The UK’s energy security secretary has said that higher quality agricultural land should be protected from large solar projects.

Claire Coutinho told UK Parliament that, with growing geopolitical tension, the best agricultural land must be protected for food security.

Solar projects should be developed on brownfield land, contaminated land, industrial land and lower quality agricultural land so as not to compromise the UK’s food security, she said.

The UK government expects a more than four-fold increase in solar deployment by 2035, up to 70GW.

To reach that goal, Coutinho emphasised the weight of planning policy and the need for solar to be delivered in a sensible way – ensuring developers and planning authorities consider the cumulative impact solar projects can have on local communities.

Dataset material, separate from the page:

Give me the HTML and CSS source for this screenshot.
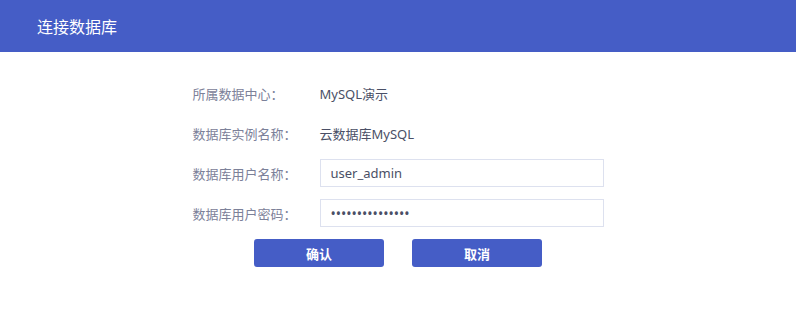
FILE: index.html
```html
<!DOCTYPE html>
<html lang="zh-CN">
<head>
    <meta charset="UTF-8">
    <meta name="viewport" content="width=device-width, initial-scale=1.0">
    <title>连接数据库</title>
    <link rel="stylesheet" href="styles.css">
</head>
<body>
    <div class="header">连接数据库</div>

    <div class="content">
        <div class="form">
            <div class="row">
                <label>所属数据中心：</label>
                <span class="value">MySQL演示</span>
            </div>
            <div class="row">
                <label>数据库实例名称：</label>
                <span class="value">云数据库MySQL</span>
            </div>
            <div class="row">
                <label>数据库用户名称：</label>
                <input type="text" class="field" value="user_admin">
            </div>
            <div class="row">
                <label>数据库用户密码：</label>
                <input type="password" class="field password" value="adminpassword12">
            </div>
        </div>
        <div class="actions">
            <button class="btn">确认</button>
            <button class="btn">取消</button>
        </div>
    </div>
</body>
</html>
```

FILE: styles.css
```css
body {
    margin: 0;
    font-family: "Noto Sans", "Noto Sans CJK SC", sans-serif;
    background: #fff;
    color: #4a4f66;
}

.header {
    height: 52px;
    line-height: 52px;
    padding-left: 37px;
    background-color: #455dc6;
    color: #fff;
    font-family: "Noto Sans CJK SC", sans-serif;
    font-size: 16px;
}

.content {
    padding-top: 27px;
}

.form {
    width: 411px;
    margin: 0 auto;
}

.row {
    display: flex;
    align-items: center;
    height: 28px;
    margin-bottom: 12px;
    font-size: 13px;
}

.row label {
    width: 127px;
    flex-shrink: 0;
    color: #7c8199;
    font-family: "Noto Sans CJK SC", sans-serif;
}

.value {
    color: #4a4f66;
}

.field {
    width: 284px;
    height: 28px;
    box-sizing: border-box;
    padding: 0 10px;
    border: 1px solid #dde1ef;
    border-radius: 0;
    outline: none;
    font-family: "Noto Sans", sans-serif;
    font-size: 13px;
    color: #4a4f66;
}

.password {
    font-size: 14px;
    letter-spacing: 0;
}

.actions {
    display: flex;
    justify-content: center;
    gap: 28px;
}

.btn {
    width: 130px;
    height: 28px;
    border: none;
    border-radius: 3px;
    background-color: #455dc6;
    color: #fff;
    font-family: "Noto Sans CJK SC", sans-serif;
    font-size: 13px;
    font-weight: bold;
    cursor: pointer;
}
```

She also announced plans to expand the Renewable Energy Planning Database to include up-to-date data on the type of land used by existing and planned solar projects, allowing government to track use of high quality agricultural land more easily.

Food and energy security

Coutinho said rising threats around the world mean the UK must have a renewed emphasis on its security.

“That means protecting our food security whilst also delivering the cheap energy we need,” she said.

“We are taking further steps today to make sure we can get that balance right. I want to see more solar on rooftops and where that’s not possible, for agricultural land to be protected; and for the cumulative impact on local villages to be considered where they are facing a high number of solar farm applications.

“We will make sure we reach our solar targets in a sensible way that delivers clean, cheaper energy but does not compromise our food security.”

Environment secretary Steve Barclay said: “We’re committed to protecting and improving the nation’s food security, alongside action that safeguards our energy security.

“That’s why we’re ensuring our best agricultural land continues to be used for its core purpose of food production, while helping farmers expand their businesses through farming grants which will enable them to invest in rooftop solar and the generation of renewable energy on their farms.”

Soil surveys

Agricultural Land Classification Soil Surveys are currently carried out by soil consultants on behalf of developers, although the format of these can vary across projects and there is not yet a specific accredited body in place to oversee this process.

To ensure there is greater consistency and certain standards are always met in these surveys, the government is exploring options to introduce an independent certification scheme.

This should ensure that data is recorded and presented in a more consistent and objective way to help the government more monitor how agricultural land is being classified.

Earlier this year, the UK government launched the second round of the Improving Farm Productivity grant, making between £15-25 million available to farmers for the installation of rooftop solar and other equipment to help farms reduce fossil fuel use and improve their energy resilience.

The government has also made it cheaper for solar panels to be installed on homes and charitable buildings, which currently benefit from a zero rate of VAT until March 2027.